そのほか,国民宿舎運営事業では,単年度収支で前年度並みの2億7千万円余りの黒字を確保するとともに,累積赤字が3億2千万円余りまで減少することが見込まれ,令和元年度末の資金不足比率は経営健全化の基準である20パーセントを下回る見通しとなっています。

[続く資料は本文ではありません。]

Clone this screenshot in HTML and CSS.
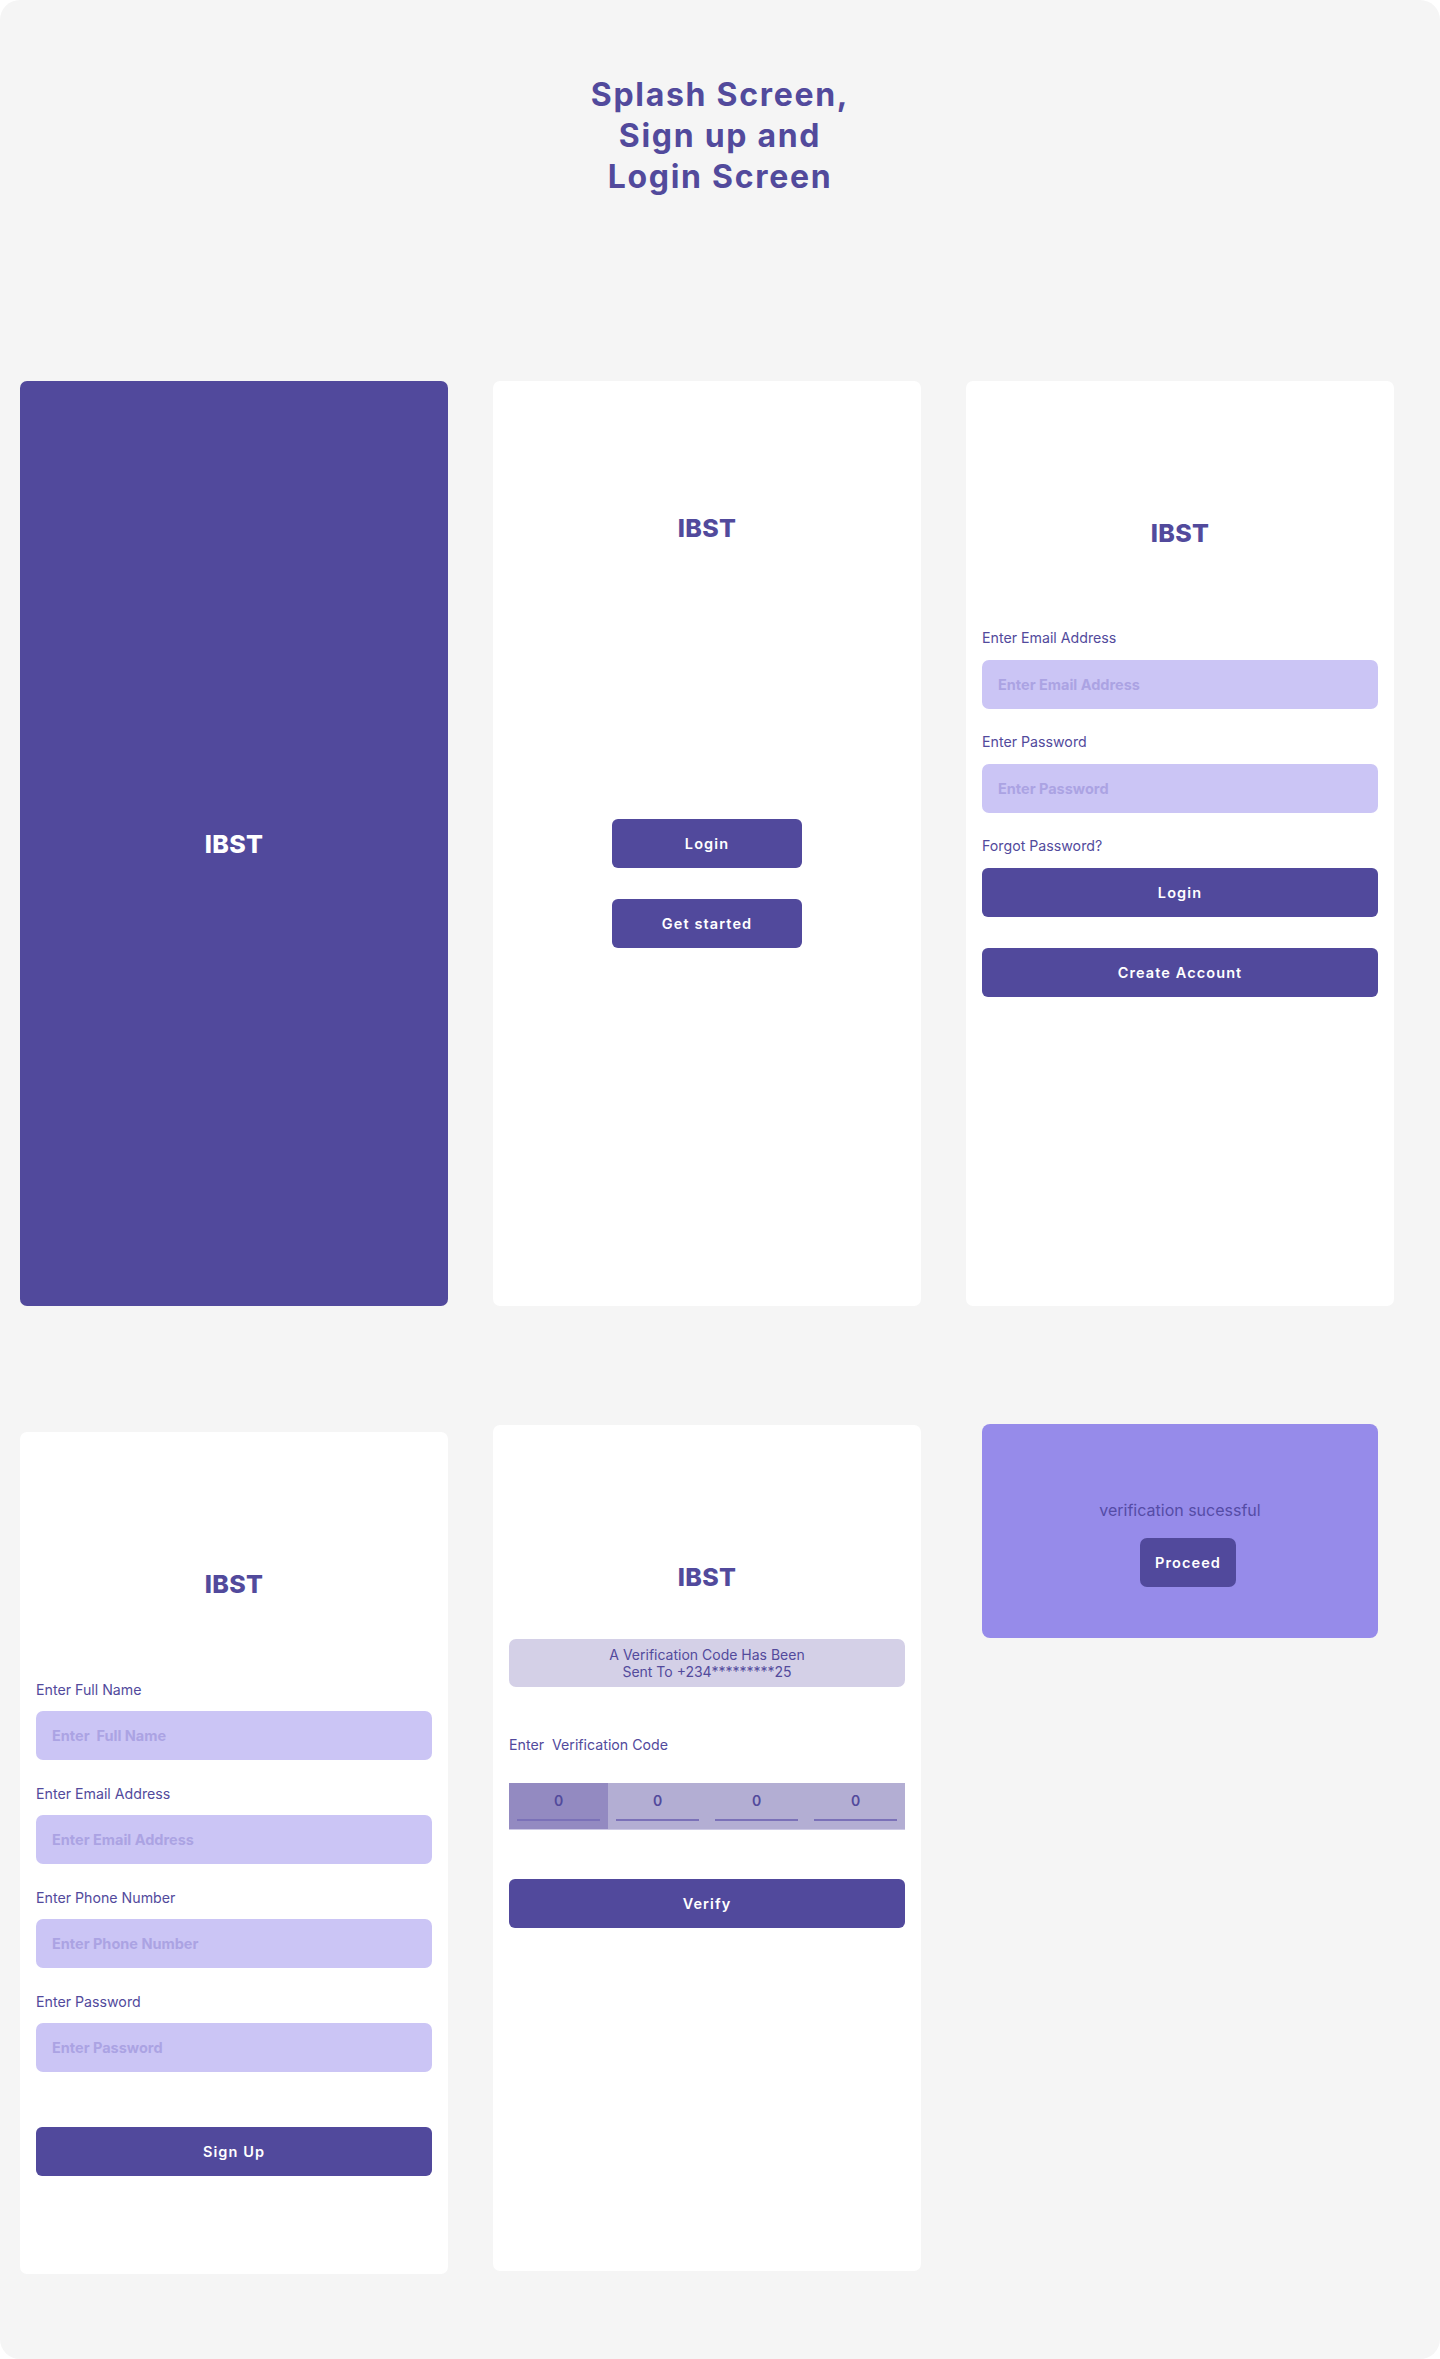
FILE: index.html
```html
<!DOCTYPE html>
<html lang="en">
<head>
<meta charset="utf-8">
<title>Splash Screen, Sign up and Login Screen</title>
<link rel="stylesheet" href="styles.css">
</head>
<body>
<div class="frame">
  <h1 class="title">Splash Screen,<br>Sign up and<br>Login Screen</h1>

  <div class="row row-one">
    <section class="card card-splash">
      <div class="logo logo-light">IBST</div>
    </section>

    <section class="card card-welcome">
      <div class="logo">IBST</div>
      <div class="welcome-actions">
        <button class="btn btn-small">Login</button>
        <button class="btn btn-small">Get started</button>
      </div>
    </section>

    <section class="card card-login">
      <div class="logo">IBST</div>
      <form class="form form-login">
        <label class="label">Enter Email Address</label>
        <input class="field" type="text" placeholder="Enter Email Address">
        <label class="label">Enter Password</label>
        <input class="field" type="password" placeholder="Enter Password">
        <div class="label forgot">Forgot Password?</div>
        <button type="button" class="btn btn-wide btn-login">Login</button>
        <button type="button" class="btn btn-wide btn-create">Create Account</button>
      </form>
    </section>
  </div>

  <div class="row row-two">
    <section class="card card-signup">
      <div class="logo">IBST</div>
      <form class="form form-signup">
        <label class="label">Enter Full Name</label>
        <input class="field signup-field" type="text" placeholder="Enter  Full Name">
        <label class="label">Enter Email Address</label>
        <input class="field signup-field" type="text" placeholder="Enter Email Address">
        <label class="label">Enter Phone Number</label>
        <input class="field signup-field" type="text" placeholder="Enter Phone Number">
        <label class="label">Enter Password</label>
        <input class="field signup-field" type="password" placeholder="Enter Password">
        <button type="button" class="btn btn-wide btn-signup">Sign Up</button>
      </form>
    </section>

    <section class="card card-verify">
      <div class="logo">IBST</div>
      <div class="inner">
        <div class="notice">A Verification Code Has Been<br>Sent To +234*********25</div>
        <div class="label code-label">Enter&nbsp; Verification Code</div>
        <div class="otp">
          <div class="otp-cell active"><span class="digit">0</span><span class="line"></span></div>
          <div class="otp-cell"><span class="digit">0</span><span class="line"></span></div>
          <div class="otp-cell"><span class="digit">0</span><span class="line"></span></div>
          <div class="otp-cell"><span class="digit">0</span><span class="line"></span></div>
        </div>
        <button type="button" class="btn btn-wide btn-verify">Verify</button>
      </div>
    </section>

    <div class="popup-col">
      <section class="popup">
        <p class="popup-text">verification sucessful</p>
        <button type="button" class="btn btn-proceed">Proceed</button>
      </section>
    </div>
  </div>
</div>
</body>
</html>
```

FILE: styles.css
```css
* { box-sizing: border-box; }

html, body {
  margin: 0;
  padding: 0;
  background: #ffffff;
}

body {
  font-family: Inter, "Noto Sans", sans-serif;
  color: #524a9c;
}

.frame {
  width: 1440px;
  height: 2359px;
  background: #f5f5f5;
  border-radius: 20px;
  padding-top: 74px;
  overflow: hidden;
}

.title {
  margin: 0;
  font-size: 32px;
  line-height: 41px;
  font-weight: 700;
  letter-spacing: 1.7px;
  text-align: center;
  color: #524a9c;
}

.row {
  display: grid;
  grid-template-columns: 428px 428px 428px;
  column-gap: 45px;
  padding-left: 20px;
  align-items: start;
}

.row-one { margin-top: 184px; }
.row-two { margin-top: 118px; }

.card {
  background: #ffffff;
  border-radius: 7px;
  display: flex;
  flex-direction: column;
}

.row-one .card { height: 925px; }

.logo {
  font-size: 25px;
  line-height: 30px;
  font-weight: 800;
  text-align: center;
  color: #524a9c;
  letter-spacing: 0.3px;
}

.logo-light { color: #ffffff; }

.card-splash {
  background: #51499c;
  justify-content: center;
}

.card-welcome { padding-top: 132px; }

.welcome-actions {
  display: flex;
  flex-direction: column;
  align-items: center;
  gap: 31px;
  margin-top: 276px;
}

.btn {
  border: 0;
  background: #51499c;
  color: #ffffff;
  font-family: Inter, "Noto Sans", sans-serif;
  font-size: 14.5px;
  font-weight: 600;
  letter-spacing: 1.1px;
  border-radius: 6px;
  cursor: pointer;
  padding: 0;
}

.btn-small {
  width: 190px;
  height: 49px;
}

.card-login { padding-top: 137px; }

.form {
  display: flex;
  flex-direction: column;
  padding: 0 16px;
}

.form-login { margin-top: 82px; }

.label {
  display: block;
  font-size: 14.2px;
  line-height: 16px;
  font-weight: 400;
  color: #524a9c;
}

.field {
  width: 396px;
  height: 49px;
  border: 0;
  border-radius: 7px;
  background: #cbc5f5;
  padding: 0 16px;
  font-family: Inter, "Noto Sans", sans-serif;
  font-size: 14.5px;
  font-weight: 700;
  color: #524a9c;
  outline: none;
  margin: 14px 0 25px;
}

.field::placeholder {
  color: #aba3e3;
  opacity: 1;
}

.forgot { margin-bottom: 14px; }

.btn-wide {
  width: 396px;
  height: 49px;
}

.btn-create { margin-top: 31px; }

.card-signup {
  margin-top: 8px;
  height: 842px;
  padding-top: 137px;
}

.form-signup { margin-top: 83px; }

.signup-field { margin: 13px 0 26px; }

.btn-signup { margin-top: 29px; }

.card-verify {
  margin-top: 1px;
  height: 846px;
  padding-top: 137px;
}

.inner {
  padding: 0 16px;
  display: flex;
  flex-direction: column;
}

.notice {
  margin-top: 47px;
  height: 48px;
  border-radius: 7px;
  background: #d4d0e7;
  font-size: 14px;
  line-height: 17px;
  text-align: center;
  display: flex;
  align-items: center;
  justify-content: center;
  color: #524a9c;
}

.code-label { margin-top: 50px; }

.otp {
  margin-top: 30px;
  display: grid;
  grid-template-columns: repeat(4, 1fr);
  height: 47px;
  background: #b3aed3;
  border-bottom: 1px solid #cdc9e4;
}

.otp-cell {
  display: flex;
  flex-direction: column;
  align-items: stretch;
  padding: 10px 8px 0;
}

.otp-cell.active { background: #938ac1; }

.digit {
  font-size: 14px;
  line-height: 16px;
  font-weight: 600;
  text-align: center;
  color: #524a9c;
}

.line {
  display: block;
  height: 2px;
  margin-top: 10px;
  background: #7b71b8;
}

.btn-verify { margin-top: 49px; }

.popup-col { padding: 0 16px; }

.popup {
  height: 214px;
  border-radius: 8px;
  background: #968bea;
  display: flex;
  flex-direction: column;
  align-items: center;
  padding-top: 77px;
}

.popup-text {
  margin: 0;
  font-size: 16px;
  line-height: 18px;
  color: #554ca6;
}

.btn-proceed {
  margin-top: 19px;
  margin-left: 16px;
  width: 96px;
  height: 49px;
  border-radius: 7px;
}
```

 企業会計のうち,水道事業では,給水収益の減少などにより,純利益は14億2千4百万円余りとなり,前年度より4千7百万円余りの減少となりました。
また,公共下水道事業では,2億9千百万円余りの純利益となり,うち受益者負担を原則とする汚水事業では,平成30年4月からの下水道使用料の改定や普及促進による増収などにより1億5千9百万円余りの純利益を確保することができ,累積赤字も15億5千9百万円余りへと減少しております。

12 補正予算・予算外議案

 以下,議案についてご説明を申し上げます。

 今回提出いたしました議案は,予算議案1件,条例議案7件,その他議案13件です。

 まず,今回の補正予算は,一般会計において国費の内示増を受けて,本市の重点路線に位置付けている「愛宕町北久保線」の愛宕町工区をはじめとする3街路整備に向けた移転補償費や用地購入費等を増額補正するとともに,児童生徒の通学路の安全を確保するための区画線やグリーンベルトの設置などを行う「通学路安全対策事業費」や,道路幅員の拡幅工事を行う「狭あい道路整備等促進事業費」などについて補正を行うものです。
以上,申し上げました内容によりまして,提案しております今回の補正規模は,一般会計 7億300万円の増額であり,補正後の予算規模は,全会計の純計で2,588億1,615万9千円となり,この補正財源として,特定財源では国庫支出金や市債等を充当し,一般財源では繰越金等を充当いたしました。

 次に,予算外議案について申し上げます。

 条例議案は,法令の改正に伴うものなど7件です。

 このうち,市第67号高知市税条例等の一部を改正する条例議案につきましては,今年度の税制改正に伴い,個人市民税の非課税範囲を拡大するとともに,消費税率の引上げに伴う住宅に係る需要の平準化を図るための住宅ローン控除の拡充,軽自動車税環境性能割の臨時的軽減措置などの関連する規定について改正を行うものです。その他の議案は,(仮称)高知布師田団地の土地取得議案や総合あんしんセンター3階の旧准看護学院部分の不動産取得議案,東部環境センター長寿命化整備工事請負契約締結議案など13件となっています。

 報告14件につきましては,繰越計算書など,いずれも法令所定の手続によりご報告するものです。

 以上,提出をいたしました議案について,概要の説明を申し上げましたが,よろしくご審議の上,適切なご決定をお願いいたします。